# Start of Supplied information
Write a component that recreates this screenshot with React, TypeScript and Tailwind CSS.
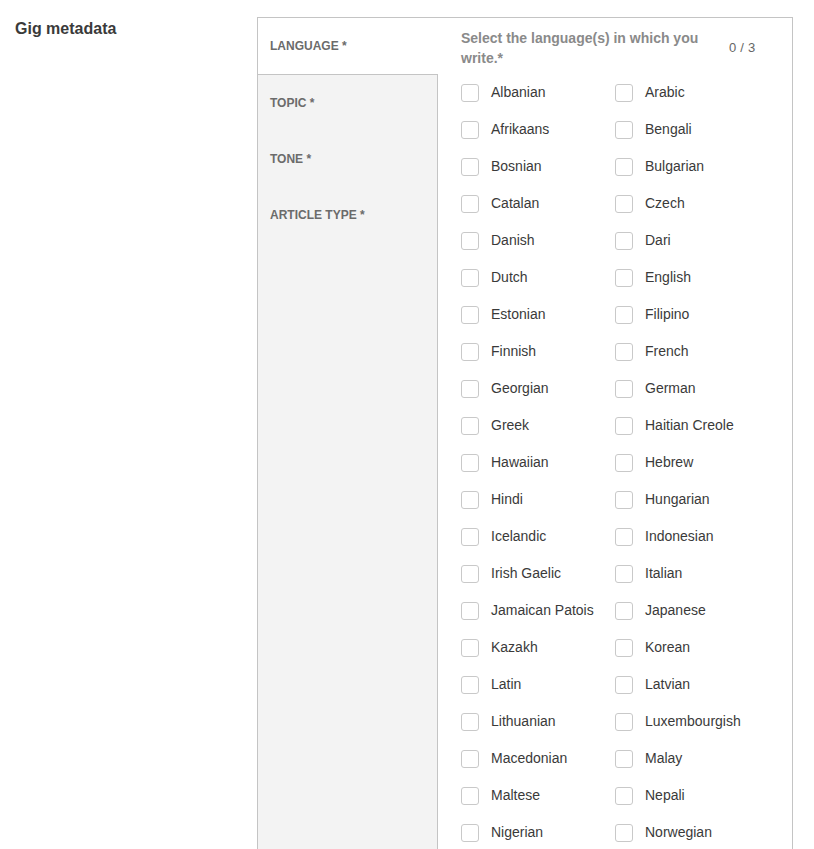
const LANGUAGES = [
  'Albanian', 'Arabic',
  'Afrikaans', 'Bengali',
  'Bosnian', 'Bulgarian',
  'Catalan', 'Czech',
  'Danish', 'Dari',
  'Dutch', 'English',
  'Estonian', 'Filipino',
  'Finnish', 'French',
  'Georgian', 'German',
  'Greek', 'Haitian Creole',
  'Hawaiian', 'Hebrew',
  'Hindi', 'Hungarian',
  'Icelandic', 'Indonesian',
  'Irish Gaelic', 'Italian',
  'Jamaican Patois', 'Japanese',
  'Kazakh', 'Korean',
  'Latin', 'Latvian',
  'Lithuanian', 'Luxembourgish',
  'Macedonian', 'Malay',
  'Maltese', 'Nepali',
  'Nigerian', 'Norwegian',
];

const TABS = ['TOPIC *', 'TONE *', 'ARTICLE TYPE *'];

export default function App() {
  return (
    <div className="flex min-h-screen bg-white pl-[15px] pt-[17px] font-['Liberation_Sans',Arial,sans-serif]">
      <h2 className="w-[242px] shrink-0 pt-[2px] text-[16px] font-bold leading-[20px] text-[#3a3a3a]">
        Gig metadata
      </h2>

      <div className="flex w-[536px] border border-b-0 border-[#c4c4c4]">
        {/* sidebar */}
        <div className="flex w-[180px] shrink-0 flex-col">
          <div className="flex h-[57px] items-center border-b border-[#c4c4c4] bg-white pl-[12px] text-[12px] font-bold text-[#6b6b6b]">
            LANGUAGE *
          </div>
          <div className="flex flex-1 flex-col border-r border-[#c4c4c4] bg-[#f3f3f3]">
            {TABS.map(t => (
              <div key={t} className="flex h-[56px] items-center pl-[12px] text-[12px] font-bold text-[#6b6b6b]">
                {t}
              </div>
            ))}
          </div>
        </div>

        {/* content */}
        <div className="flex-1 pb-[2px] pl-[23px]">
          <div className="flex items-center pt-[10px]">
            <p className="w-[268px] text-[14px] font-bold leading-[20px] text-[#8a8a8a]">
              Select the language(s) in which you write.*
            </p>
            <span className="text-[13px] tracking-[0.02em] text-[#666666]">0 / 3</span>
          </div>
          <div className="mt-[6px] grid grid-cols-[154px_154px]">
            {LANGUAGES.map(l => (
              <label key={l} className="flex h-[37px] items-center gap-[12px] text-[14px] text-[#3a3a3a]">
                <span className="h-[18px] w-[18px] shrink-0 rounded-[3px] border border-[#c9c9c9] bg-white" />
                {l}
              </label>
            ))}
          </div>
        </div>
      </div>
    </div>
  );
}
# End of Supplied information
# [Short task]
Output the material word for word, omitting its pictures.

# [Written response]
Write a component that recreates this screenshot with React, TypeScript and Tailwind CSS.
const LANGUAGES = [
  'Albanian', 'Arabic',
  'Afrikaans', 'Bengali',
  'Bosnian', 'Bulgarian',
  'Catalan', 'Czech',
  'Danish', 'Dari',
  'Dutch', 'English',
  'Estonian', 'Filipino',
  'Finnish', 'French',
  'Georgian', 'German',
  'Greek', 'Haitian Creole',
  'Hawaiian', 'Hebrew',
  'Hindi', 'Hungarian',
  'Icelandic', 'Indonesian',
  'Irish Gaelic', 'Italian',
  'Jamaican Patois', 'Japanese',
  'Kazakh', 'Korean',
  'Latin', 'Latvian',
  'Lithuanian', 'Luxembourgish',
  'Macedonian', 'Malay',
  'Maltese', 'Nepali',
  'Nigerian', 'Norwegian',
];

const TABS = ['TOPIC *', 'TONE *', 'ARTICLE TYPE *'];

export default function App() {
  return (
    <div className="flex min-h-screen bg-white pl-[15px] pt-[17px] font-['Liberation_Sans',Arial,sans-serif]">
      <h2 className="w-[242px] shrink-0 pt-[2px] text-[16px] font-bold leading-[20px] text-[#3a3a3a]">
        Gig metadata
      </h2>

      <div className="flex w-[536px] border border-b-0 border-[#c4c4c4]">
        {/* sidebar */}
        <div className="flex w-[180px] shrink-0 flex-col">
          <div className="flex h-[57px] items-center border-b border-[#c4c4c4] bg-white pl-[12px] text-[12px] font-bold text-[#6b6b6b]">
            LANGUAGE *
          </div>
          <div className="flex flex-1 flex-col border-r border-[#c4c4c4] bg-[#f3f3f3]">
            {TABS.map(t => (
              <div key={t} className="flex h-[56px] items-center pl-[12px] text-[12px] font-bold text-[#6b6b6b]">
                {t}
              </div>
            ))}
          </div>
        </div>

        {/* content */}
        <div className="flex-1 pb-[2px] pl-[23px]">
          <div className="flex items-center pt-[10px]">
            <p className="w-[268px] text-[14px] font-bold leading-[20px] text-[#8a8a8a]">
              Select the language(s) in which you write.*
            </p>
            <span className="text-[13px] tracking-[0.02em] text-[#666666]">0 / 3</span>
          </div>
          <div className="mt-[6px] grid grid-cols-[154px_154px]">
            {LANGUAGES.map(l => (
              <label key={l} className="flex h-[37px] items-center gap-[12px] text-[14px] text-[#3a3a3a]">
                <span className="h-[18px] w-[18px] shrink-0 rounded-[3px] border border-[#c9c9c9] bg-white" />
                {l}
              </label>
            ))}
          </div>
        </div>
      </div>
    </div>
  );
}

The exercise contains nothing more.